Veniamo all’edizione 2024: quali sono le novità e gli elementi di continuità rispetto agli scorsi anni?
«Il progetto in questa edizione si apre all’atto performativo. Ci saranno workshop, laboratori, talk. Il topic di quest’anno sarà lo spazio: come può essere reso queer e inclusivo. Ragioneremo sul legame tra due centri culturali differenti: a Roma sarà uno spazio indoor, mentre a Milano sarà all’esterno. Cercheremo poi attraverso la pratica artistica di scogliere alcuni binomi legati allo spazio, apparentemente contrapposti, come urbano-domestico o digitale-cartaceo», ci racconta Sacco. 

«L’idea è quella di creare, come avvenuto nelle prime due edizioni, uno spazio sicuro, luoghi di incontro, dove soggetti con diverse personalità e vissuti possano coesistere in maniera virtuosa», sottolineano gli organizzatori. 

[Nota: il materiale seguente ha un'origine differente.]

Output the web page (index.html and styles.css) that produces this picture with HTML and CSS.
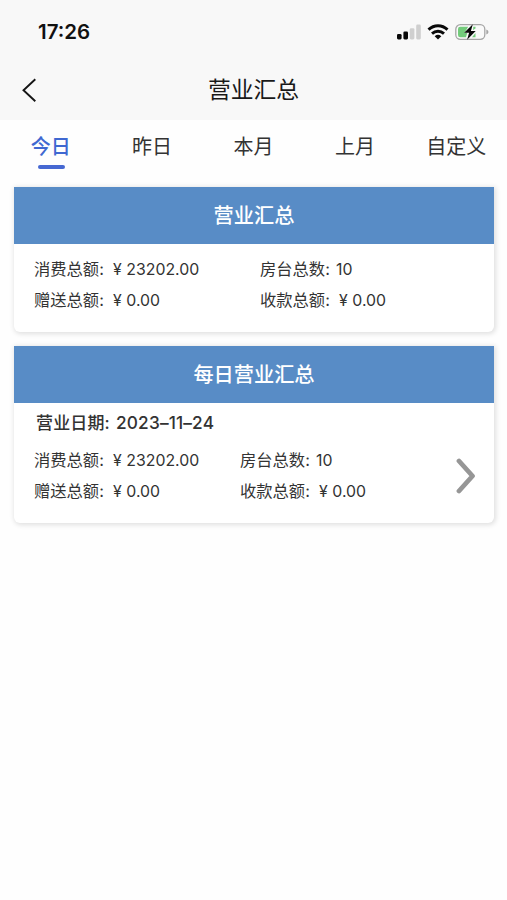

Quali artisti e opere vedremo al Meteore Fest?
«Ci saranno contributi internazionali come quelli di The Queer Architect, Sarina Scheidegger, Bora Murmure e Leslie Kern. E ancora le performance di Egeeno e Thomas Valerio, la poesia performativa di Questa Cosa Queer, le voci e le storie di Antonia Caruso e Giorgio Umberto Bozzo. Tra i protagonisti anche Franca Fungo, Eleonora Sabet, Elena Zecchin, Storthø e molti altri. Scegliere di costruire un palinsesto di questo tipo è un atto rivoluzionario e sovversivo. Un festival gratuito, per fare comunità, attraverso l’arte e la partecipazione. A Roma partiremo il 31 maggio con la presentazione del libro “Corpi invisibili”, e a seguire ci sarà una performance di Gioele Coccia. A Milano invece si parte il 21 giugno con un’installazione di Roberto Amoroso, un talk e un concerto di Valentino Vivace. Il tutto verrà poi racchiuso all’interno di un libro, con riflessioni sullo spazio queer, che uscirà nel 2025, edito da Edizioni Tlon».

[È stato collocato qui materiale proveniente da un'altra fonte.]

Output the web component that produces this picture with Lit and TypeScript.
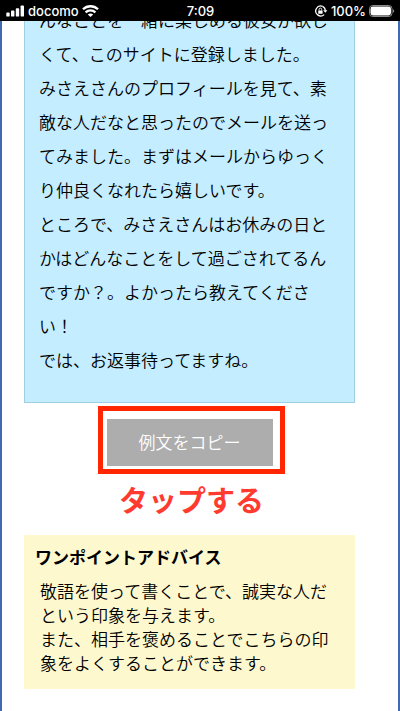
import { LitElement, html, css } from "lit";
import { customElement } from "lit/decorators.js";

@customElement("status-bar")
class StatusBar extends LitElement {
  static styles = css`
    :host {
      display: grid;
      grid-template-columns: 1fr auto 1fr;
      align-items: center;
      height: 21px;
      padding: 0 5px 0 6px;
      background: #000;
      color: #fff;
      font: 500 13px/20px Inter, "Noto Sans CJK JP", sans-serif;
    }
    .group {
      display: flex;
      align-items: center;
      gap: 3px;
    }
    .end {
      justify-content: flex-end;
    }
    svg {
      display: block;
      flex: none;
    }
  `;

  render() {
    return html`
      <div class="group">
        <svg width="19" height="12" viewBox="0 0 19 12" fill="#fff" aria-hidden="true">
          <rect x="0.3" y="7.6" width="3.4" height="4" rx="0.9" />
          <rect x="5" y="5.6" width="3.4" height="6" rx="0.9" />
          <rect x="9.8" y="3.2" width="3.4" height="8.4" rx="0.9" />
          <rect x="14.6" y="0.4" width="3.4" height="11.2" rx="0.9" />
        </svg>
        <span>docomo</span>
        <svg width="17" height="12" viewBox="0 0 17 12" fill="none" stroke="#fff" stroke-width="2.3" aria-hidden="true">
          <path d="M1 4.3C5.2 0.2 11.8 0.2 16 4.3" />
          <path d="M3.6 7.3C6.4 4.6 10.6 4.6 13.4 7.3" />
          <path d="M8.5 12L5.8 9.5C7.4 8.1 9.6 8.1 11.2 9.5Z" fill="#fff" stroke="none" />
        </svg>
      </div>
      <span>7:09</span>
      <div class="group end">
        <svg width="14" height="12" viewBox="0 0 14 12" fill="none" stroke="#fff" stroke-width="1.3" aria-hidden="true">
          <path d="M8.6 1.3A5 5 0 1 0 10.2 9.6" />
          <path d="M8.6 1.3A5 5 0 0 1 11.3 5.6" />
          <path d="M9.2 5.2H13.4L11.3 7.8Z" fill="#fff" stroke="none" />
          <rect x="4.2" y="5.4" width="4.4" height="3.4" rx="0.5" fill="#fff" stroke="none" />
          <path d="M5.1 5.6V4.4A1.3 1.3 0 0 1 7.7 4.4V5.6" stroke-width="0.9" />
        </svg>
        <span>100%</span>
        <svg width="26" height="12" viewBox="0 0 26 12" aria-hidden="true">
          <rect x="0.5" y="0.5" width="22.5" height="11" rx="3.2" fill="none" stroke="#8c8c8c" />
          <rect x="1.5" y="1.5" width="20.5" height="9" rx="2.4" fill="#fff" />
          <path d="M24 4.2C25.6 4.8 25.6 7.2 24 7.8Z" fill="#8c8c8c" />
        </svg>
      </div>
    `;
  }
}

@customElement("app-root")
class AppRoot extends LitElement {
  static styles = css`
    :host {
      display: flex;
      flex-direction: column;
      box-sizing: border-box;
      min-height: 100vh;
      background: #fff;
      color: #000;
      font: 350 17px/24px "Noto Sans CJK JP", sans-serif;
    }
    main {
      flex: 1;
      overflow: hidden;
      padding: 0 43px 20px 22px;
      border: solid #426ab3;
      border-width: 0 2px;
    }
    .message {
      margin: -18px 0 16px;
      padding: 0 14px 25px;
      border: 1px solid #9fcfe3;
      border-top: 0;
      background: #c4edff;
      line-height: 34px;
    }
    p {
      margin: 0;
    }
    .action {
      position: relative;
      width: fit-content;
      margin: 0 auto;
    }
    button {
      display: block;
      padding: 11px 32px 12px;
      border: 0;
      border-radius: 0;
      background: #adadad;
      color: #fff;
      font: inherit;
    }
    .frame {
      position: absolute;
      inset: -13px -12px -8px -9px;
      border: 5px solid #ff2600;
      pointer-events: none;
    }
    .hint {
      margin: 12px 0 15px;
      padding-left: 4px;
      color: #ff3b30;
      font-size: 29px;
      font-weight: 700;
      line-height: 42px;
      text-align: center;
    }
    .advice {
      padding: 10px 11px 14px;
      background: #fef8cf;
    }
    h2 {
      margin: 0 0 10px;
      font-size: 17px;
      font-weight: 700;
      line-height: 24px;
    }
    .body {
      padding: 0 5px;
    }
  `;

  render() {
    return html`
      <status-bar></status-bar>
      <main>
        <section class="message">
          <p>んなことを一緒に楽しめる彼女が欲しくて、このサイトに登録しました。</p>
          <p>みさえさんのプロフィールを見て、素敵な人だなと思ったのでメールを送ってみました。まずはメールからゆっくり仲良くなれたら嬉しいです。</p>
          <p>ところで、みさえさんはお休みの日とかはどんなことをして過ごされてるんですか？。よかったら教えてください！</p>
          <p>では、お返事待ってますね。</p>
        </section>
        <div class="action">
          <button type="button">例文をコピー</button>
          <div class="frame"></div>
        </div>
        <p class="hint">タップする</p>
        <section class="advice">
          <h2>ワンポイントアドバイス</h2>
          <div class="body">
            <p>敬語を使って書くことで、誠実な人だという印象を与えます。</p>
            <p>また、相手を褒めることでこちらの印象をよくすることができます。</p>
          </div>
        </section>
      </main>
    `;
  }
}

Iniziative come questa ci ricordano che non bisogna abbassare la guardia sul tema dei diritti.
«Questo tipo di lavoro è stato utile anche per noi, per ricordarci che esistono tanti modi di stare al mondo, e sarebbe bello che tutti venissero accettati per come sono. Ultraqueer è diventato una piattaforma utile per molti artisti, che così hanno trovato uno spazio per potersi esprimere. In Italia in tal senso c’è ancora molto da fare, ma forse iniziative del genere permettono di compiere un passettino in avanti, dando un po’ più consapevolezza sul tema a chi è lontano dalla comunità», sottolinea Brucoli. 

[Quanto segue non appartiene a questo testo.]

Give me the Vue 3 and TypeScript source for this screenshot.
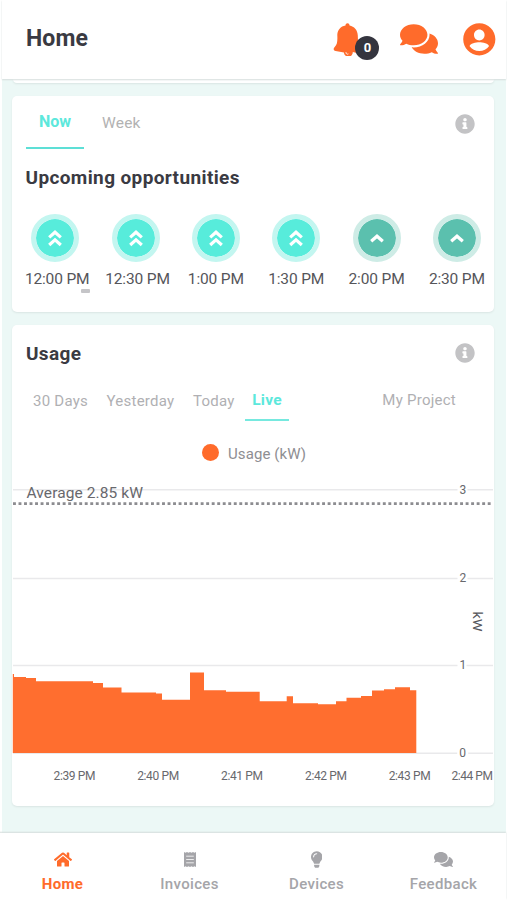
<script setup lang="ts">
interface Slot { time: string; level: 'high' | 'medium' }
interface Tick { label: string; x: number; y: number; w: number }

const slots: Slot[] = [
  { time: '12:00 PM', level: 'high' },
  { time: '12:30 PM', level: 'high' },
  { time: '1:00 PM', level: 'high' },
  { time: '1:30 PM', level: 'high' },
  { time: '2:00 PM', level: 'medium' },
  { time: '2:30 PM', level: 'medium' },
]

// Chart coordinates: 482 wide, origin at the card's left edge and the chart's top.
const gridLines: number[] = [9.7, 98.5, 185.5, 273.3]
const yTicks: Tick[] = [
  { label: '3', x: 447.5, y: 14.3, w: 6 },
  { label: '2', x: 447.5, y: 102.3, w: 6 },
  { label: '1', x: 447.5, y: 189.2, w: 5 },
  { label: '0', x: 447.2, y: 277.3, w: 7 },
]
const xTicks: Tick[] = [
  { label: '2:39 PM', x: 41.5, y: 300.2, w: 42 },
  { label: '2:40 PM', x: 125.2, y: 300.2, w: 42 },
  { label: '2:41 PM', x: 209, y: 300.2, w: 42 },
  { label: '2:42 PM', x: 293, y: 300.2, w: 42 },
  { label: '2:43 PM', x: 376.7, y: 300.2, w: 42 },
  { label: '2:44 PM', x: 439.4, y: 300.2, w: 41.5 },
]

const steps: [number, number][] = [
  [0.8, 194], [2, 197], [14, 198], [24, 201.3], [81, 203], [91, 207.5], [109.5, 212.5],
  [144, 213.5], [150, 219.8], [178, 192.5], [192, 210.2], [214, 211.7], [247.7, 221.3],
  [274.7, 216.3], [281, 223.2], [306, 224.2], [324, 221.2], [334.5, 217.8], [349, 216],
  [360, 210.5], [372, 209.2], [383, 207.3], [398, 210.3],
]
const area: string =
  'M0.8 273V' + steps.map(([x, y], i) => (i === 0 ? `${y}` : `H${x}V${y}`)).join('') + 'H404.3V273Z'

const bubbles =
  'M416 192c0-88.4-93.1-160-208-160S0 103.6 0 192c0 34.3 14.1 65.9 38 92-13.4 30.2-35.5 54.2-35.8 54.5-2.2 2.3-2.8 5.7-1.5 8.7S4.8 352 8 352c36.6 0 66.9-12.3 88.7-25 32.2 15.7 70.3 25 111.3 25 114.9 0 208-71.6 208-160zm122 220c23.9-26 38-57.7 38-92 0-66.9-53.5-124.2-129.3-148.1.9 6.6 1.3 13.3 1.3 20.1 0 105.9-107.7 192-240 192-10.8 0-21.3-.8-31.7-1.9C207.8 439.6 281.8 480 368 480c41 0 79.1-9.2 111.3-25 21.8 12.7 52.1 25 88.7 25 3.2 0 6.1-1.9 7.3-4.8 1.3-2.9.7-6.3-1.5-8.7-.3-.3-22.4-24.2-35.8-54.5z'
const info =
  'M256 8C119.043 8 8 119.083 8 256c0 136.997 111.043 248 248 248s248-111.003 248-248C504 119.083 392.957 8 256 8zm0 94c25 0 44 18.804 44 44s-18.804 42-44 42-44-18.804-44-42 18.804-44 44-44zm66 272c0 6.627-5.373 12-12 12h-108c-6.627 0-12-5.373-12-12v-30c0-6.627 5.373-12 12-12h14v-64h-14c-6.627 0-12-5.373-12-12v-30c0-6.627 5.373-12 12-12h78c6.627 0 12 5.373 12 12v106h12c6.627 0 12 5.373 12 12v30z'
</script>

<template>
  <div class="app">
    <header class="top">
      <h1>Home</h1>
      <div class="actions">
        <button class="bell" aria-label="Notifications">
          <svg width="28" height="34" viewBox="0 0 28 34">
            <path d="M12.5 3.600C12.400 .300 16.600 .300 16.600 3.600C21 4.600 24.600 8 24.800 13.500C25 21.500 25.600 26 26.500 30C26.500 31 25.500 31.200 24 30.900L19.800 30A4.200 4.200 0 0 1 10.900 30.400L2.600 29C.2 28.500.2 26.400 1.700 25C4.300 22.500 4.600 19 4.300 13C4.500 8 7.600 4.400 12.500 3.600Z" />
            <path d="M13 30.2a1.6 1.6 0 0 0 2.4 1.7" fill="none" stroke="#fff" stroke-width=".9" />
          </svg>
          <span class="count">0</span>
        </button>
        <button class="chat" aria-label="Messages">
          <svg width="38" height="34" viewBox="0 0 576 512"><path :d="bubbles" /></svg>
        </button>
        <button class="account" aria-label="Account">
          <svg width="38.6" height="38.6" viewBox="0 0 24 24">
            <path d="M12 2C6.480 2 2 6.480 2 12s4.480 10 10 10 10-4.480 10-10S17.520 2 12 2zm0 3.900c1.800 0 3.300 1.500 3.300 3.400s-1.500 3.400-3.300 3.400-3.300-1.500-3.300-3.400 1.500-3.400 3.300-3.400zm0 13.300c-2.500 0-4.710-1.080-6-2.920.03-1.790 4-2.480 6-2.480s5.970.690 6 2.480c-1.290 1.840-3.500 2.920-6 2.920z" />
          </svg>
        </button>
      </div>
    </header>

    <main>
      <div class="previous"></div>

      <section class="card opportunities">
        <div class="row">
          <nav class="tabs">
            <a class="tab now active">Now</a>
            <a class="tab week">Week</a>
          </nav>
          <svg class="info" width="20" height="20" viewBox="0 0 512 512"><path :d="info" /></svg>
        </div>
        <h2 class="upcoming">Upcoming opportunities</h2>
        <ul class="slots">
          <li v-for="slot in slots" :key="slot.time" :class="slot.level">
            <span class="disc">
              <svg width="16" height="18" viewBox="0 0 16 18">
                <template v-if="slot.level === 'high'">
                  <path d="M2.200 8.400L8 3.200L13.800 8.400" />
                  <path d="M2.200 16L8 10.800L13.800 16" />
                </template>
                <path v-else d="M2.200 12.300L8 7.200L13.800 12.300" />
              </svg>
            </span>
            <span class="time" :class="{ long: slot.time.length > 7 }">{{ slot.time }}</span>
          </li>
        </ul>
        <span class="scroll"></span>
      </section>

      <section class="card usage">
        <div class="row head">
          <h2>Usage</h2>
          <svg class="info" width="20" height="20" viewBox="0 0 512 512"><path :d="info" /></svg>
        </div>
        <nav class="ranges">
          <a class="days">30 Days</a>
          <a class="yesterday">Yesterday</a>
          <a class="today">Today</a>
          <a class="live">Live</a>
          <a class="project">My Project</a>
        </nav>
        <div class="legend"><i></i><span>Usage (kW)</span></div>
        <svg class="chart" width="482" height="320" viewBox="0 0 482 320">
          <line v-for="y in gridLines" :key="y" class="grid" x1="1" x2="481" :y1="y" :y2="y" />
          <g v-for="t in yTicks" :key="t.label">
            <rect :x="t.x - 2" :y="t.y - 9" :width="t.w + 4" height="10" fill="#fff" />
            <text class="tick" :x="t.x" :y="t.y">{{ t.label }}</text>
          </g>
          <path class="area" :d="area" />
          <line class="average" x1="1" x2="480" y1="23.600" y2="23.600" />
          <text class="avg" x="14.500" y="18.300" textLength="116.500">Average 2.85 kW</text>
          <text class="unit" transform="translate(461 131.500) rotate(90)" textLength="20" lengthAdjust="spacingAndGlyphs">kW</text>
          <text v-for="t in xTicks" :key="t.label" class="tick" :x="t.x" :y="t.y" :textLength="t.w">{{ t.label }}</text>
        </svg>
      </section>
    </main>

    <nav class="bottom">
      <a class="current">
        <svg width="18" height="16" viewBox="0 0 576 512"><path d="M280.370 148.260L96 300.110V464a16 16 0 0 0 16 16l112.060-.290a16 16 0 0 0 15.920-16V368a16 16 0 0 1 16-16h64a16 16 0 0 1 16 16v95.640a16 16 0 0 0 16 16.050L464 480a16 16 0 0 0 16-16V300L295.670 148.260a12.190 12.190 0 0 0-15.300 0zM571.600 251.470L488 182.560V44.050a12 12 0 0 0-12-12h-56a12 12 0 0 0-12 12v72.610L318.470 43a48 48 0 0 0-61 0L4.340 251.470a12 12 0 0 0-1.600 16.900l25.500 31A12 12 0 0 0 45.150 301l235.220-193.740a12.190 12.190 0 0 1 15.300 0L530.900 301a12 12 0 0 0 16.900-1.600l25.500-31a12 12 0 0 0-1.700-16.930z" /></svg>
        <span>Home</span>
      </a>
      <a class="invoices">
        <svg width="14" height="16" viewBox="0 0 14 16">
          <path d="M1 .5L2.500 1.300L4 .5L5.500 1.300L7 .5L8.500 1.300L10 .5L11.500 1.300L13 .5V15.500L11.500 14.700L10 15.500L8.500 14.700L7 15.500L5.500 14.700L4 15.500L2.500 14.700L1 15.500Z" />
          <path d="M3.200 4.700H10.800M3.200 8H10.800M3.200 11.300H10.800" stroke="#fff" stroke-width=".8" />
        </svg>
        <span>Invoices</span>
      </a>
      <a class="devices">
        <svg width="11.500" height="16.500" viewBox="0 0 352 512"><path d="M96.060 454.350c.01 6.290 1.870 12.450 5.360 17.690l17.090 25.690a31.990 31.990 0 0 0 26.640 14.280h61.710a31.990 31.990 0 0 0 26.640-14.280l17.090-25.690a31.989 31.989 0 0 0 5.360-17.690l.04-38.350H96.010l.05 38.350zM0 176c0 44.370 16.450 84.850 43.560 115.780 16.520 18.850 42.360 58.230 52.210 91.450.04.26.07.52.11.78h160.240c.04-.26.07-.51.11-.78 9.850-33.220 35.690-72.600 52.210-91.450C335.550 260.850 352 220.370 352 176 352 78.610 272.910-.3 175.450 0 73.440.31 0 82.970 0 176zm176-80c-44.110 0-80 35.890-80 80 0 8.840-7.160 16-16 16s-16-7.160-16-16c0-61.760 50.240-112 112-112 8.840 0 16 7.160 16 16s-7.160 16-16 16z" /></svg>
        <span>Devices</span>
      </a>
      <a class="feedback">
        <svg width="19" height="17" viewBox="0 0 576 512"><path :d="bubbles" /></svg>
        <span>Feedback</span>
      </a>
    </nav>
  </div>
</template>

<style>
body { margin: 0; background: #fff; }
</style>

<style scoped>
* { box-sizing: border-box; }
.app {
  width: 507px; height: 900px; overflow: hidden; padding: 0 1px 0 2px;
  display: flex; flex-direction: column; background: #fff; color: #3a3a42;
  font-family: Roboto, "Liberation Sans", sans-serif; font-size: 16px; line-height: 20px;
}
h1, h2, ul { margin: 0; padding: 0; }
a, span, h1, h2 { white-space: nowrap; }
.top {
  flex: none; height: 79px; padding: 0 7px 0 24px; display: flex; justify-content: space-between;
  position: relative; background: #fff; box-shadow: 0 1px 1.500px #d5dddc;
}
h1 { margin-top: 25px; font-size: 23px; line-height: 28px; font-weight: 700; letter-spacing: .1px; }
.actions { display: flex; align-items: flex-start; }
button { padding: 0; border: 0; background: none; display: flex; align-items: flex-start; fill: #ff6b2b; }
svg { display: block; }
.bell { position: relative; width: 46px; height: 40px; margin: 22px 21px 0 0; }
.count {
  position: absolute; left: 22px; top: 14px; width: 24px; height: 24px; border-radius: 50%;
  background: #34353f; color: #fff; font: 700 13px/24px Roboto, sans-serif; text-align: center;
}
.chat { margin: 22px 22px 0 0; }
.account { margin-top: 19.700px; }
main { flex: none; height: 754px; padding: 0 11px 0 10px; background: #ecf8f6; }
.previous { height: 4px; margin: 0 1px 13px; background: #fff; border-radius: 0 0 5px 5px; box-shadow: 0 1px 2px #d9e5e3; }
.card { background: #fff; border-radius: 5px; box-shadow: 0 1px 2px #d9e5e3; width: 482px; }
.opportunities { position: relative; height: 216px; margin-bottom: 13px; }
.row { display: flex; justify-content: space-between; padding: 0 19px 0 14px; }
.info { fill: #c3c3c5; margin-top: 18px; }
.tabs { display: flex; color: #b2b2b2; }
.tab { height: 53px; padding-top: 17px; }
.now { width: 58px; text-align: center; border-bottom: 2px solid #5ddfd6; padding-top: 16px; }
.active, .live { color: #5de8dc; font-weight: 700; }
.week { margin-left: 18px; letter-spacing: .2px; font-size: 15.500px; }
h2 { font-size: 19px; font-weight: 700; line-height: 24px; }
.upcoming { margin: 17px 0 0 13.500px; letter-spacing: .38px; }
.slots { list-style: none; display: grid; grid-template-columns: repeat(6, 80.350px); padding: 24px 0 0 3px; }
.slots li { display: flex; flex-direction: column; align-items: center; }
.disc {
  width: 48px; height: 48px; border: 5px solid #c3f6f0; border-radius: 50%; background: #57ecdb;
  background-clip: padding-box; display: grid; place-items: center;
}
.medium .disc { background-color: #5bc0ae; border-color: #ceece6; }
.disc path { fill: none; stroke: #fff; stroke-width: 3.200px; }
.time { margin-top: 7px; font-size: 15.500px; letter-spacing: -.15px; color: #55555a; }
.long { transform: translateX(2px); }
.scroll { position: absolute; left: 69px; top: 193px; width: 9px; height: 3.500px; border-radius: 1px; background: #c5c5c8; }
.usage { height: 481px; }
.head { height: 58px; }
.head h2 { margin-top: 17px; letter-spacing: .35px; }
.ranges { display: flex; color: #b0b0b3; height: 38px; padding: 8px 38px 0 21px; font-size: 15px; letter-spacing: .25px; }
.ranges a { height: 30px; }
.days { width: 55.500px; }
.yesterday { width: 68px; margin-left: 18px; }
.today { width: 41px; margin-left: 18.500px; }
.ranges .live { width: 44px; margin: -1px 0 0 11px; height: 31px; text-align: center; font-size: 15.500px; border-bottom: 2.500px solid #76e9df; }
.project { margin: -1px 0 0 auto; }
.legend { display: flex; align-items: center; height: 59px; padding: 4px 0 0 189.500px; color: #8e8e92; font-size: 15px; letter-spacing: .1px; }
.legend i { width: 17px; height: 17px; border-radius: 50%; background: #ff6b2b; margin-right: 9.500px; }
.legend span { margin-top: 2px; }
.chart { font-family: Roboto, sans-serif; }
.grid { stroke: #e9e9eb; stroke-width: 1.600px; }
.area { fill: #ff6e2f; }
.average { stroke: #8c8c90; stroke-width: 2.600px; stroke-dasharray: 2.900 2.620; }
.avg { font-size: 15.500px; fill: #68686d; }
.unit { font-size: 13.500px; fill: #55555a; }
.tick { font-size: 12px; fill: #68686d; }
.bottom {
  flex: 1; display: grid; grid-template-columns: repeat(4, 127px); background: #fff;
  margin-left: -3px; position: relative; box-shadow: 0 -1px 1.500px #d5dddc; color: #a5a5a9; fill: #a5a5a9; font-size: 15px; font-weight: 500;
}
.bottom a { display: flex; flex-direction: column; align-items: center; padding-top: 18px; }
.bottom svg { height: 17px; }
.bottom span { margin-top: 6px; letter-spacing: .35px; }
.bottom .current { color: #ff6b2b; fill: #ff6b2b; }
.current span { font-weight: 700; }
</style>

«A livello politico non è certo un momento propizio nel nostro Paese per questo tipo di progetti. La mostra vuole proprio raccontare che esistono tante realtà diverse. Facendo conoscere le storie di queste persone, il loro vissuto, auspichiamo si capisca che non si tratta di mostri, come qualcuno vorrebbe dipingerli», conclude Battisti.